Bisnis.com, Nay Pyi Taw, MYANMAR – Regional Comprehensive Economic Partnership (RCEP) diperkirakan mendatangkan tambahan sekitar US$644 miliar pada 2025 setara 0,6% dari PDB dunia karena aliran deras barang, jasa, investasi dan tenaga kerja di antara partisipan.
Demikian menurut studi yang dilakukan Bank Pembangunan Asia (ADB).
Bagi Indonesia, Dirjen Kerja Sama Perdagangan Internasional Kementerian Perdagangan Iman Pambagyo menjelaskan perjanjian kerja sama itu akan mendorong PDB naik lebih dari 1% dalam waktu tertentu.
Menurutnya, Asean tengah mengarahkan agar 16 negara yang akan tergabung dalam RCEP segera menemukan dan mengajukan modalitas dalam mekanisme single schedule. Mekanisme itu memungkinkan pembahasan langsung komitmen umum Asean dan partner tanpa melalui negosiasi bilateral di antara para partner.
Jika modalitas perdagangan barang ini selesai disusun oleh Asean dan partner, Iman yakin pranegosiasi akan cepat menuju proses selanjutnya.

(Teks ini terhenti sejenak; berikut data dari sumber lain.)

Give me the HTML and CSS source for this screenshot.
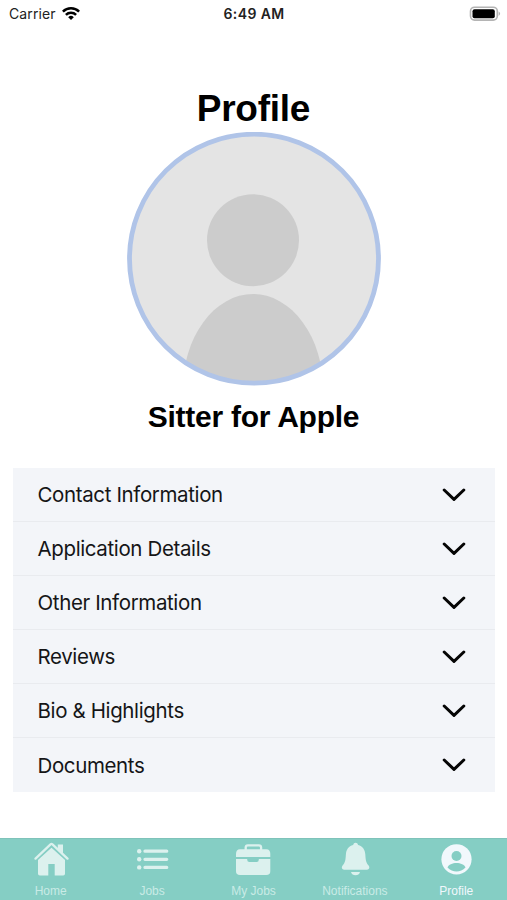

"Saya yakin setelah modalitas untuk barang ini selesai, kita bisa langsung accelerate untuk masuk ke request and offer. Dan, apa yang coba kita bangun untuk goods, mungkin bisa kita pakai untuk services and investment," ujarnya di sela KTT Asean ke-24, Sabtu (10/5/2014).
Iman menuturkan RCEP nantinya akan memberikan perhatian lebih kepada usaha kecil dan menengah. Menurutnya, hal itulah yang membedakan RCEP dengan perjanjian lainnya, misalnya Trans Pacific Partnership (TPP).
RCEP adalah skema ambisius yang diinisiasi pertama kali dalam KTT Asean 2012 di Kamboja. Namun, gagasan itu pertama kali dilontarkan dalam keketuaan Indonesia dalam Asean 2011.
RCEP disebut-sebut sebagai 'mekanisme tandingan' TPP yang juga melibatkan anggota Asean, seperti Singapura, Brunei Darussalam, Vietnam, dan Malaysia.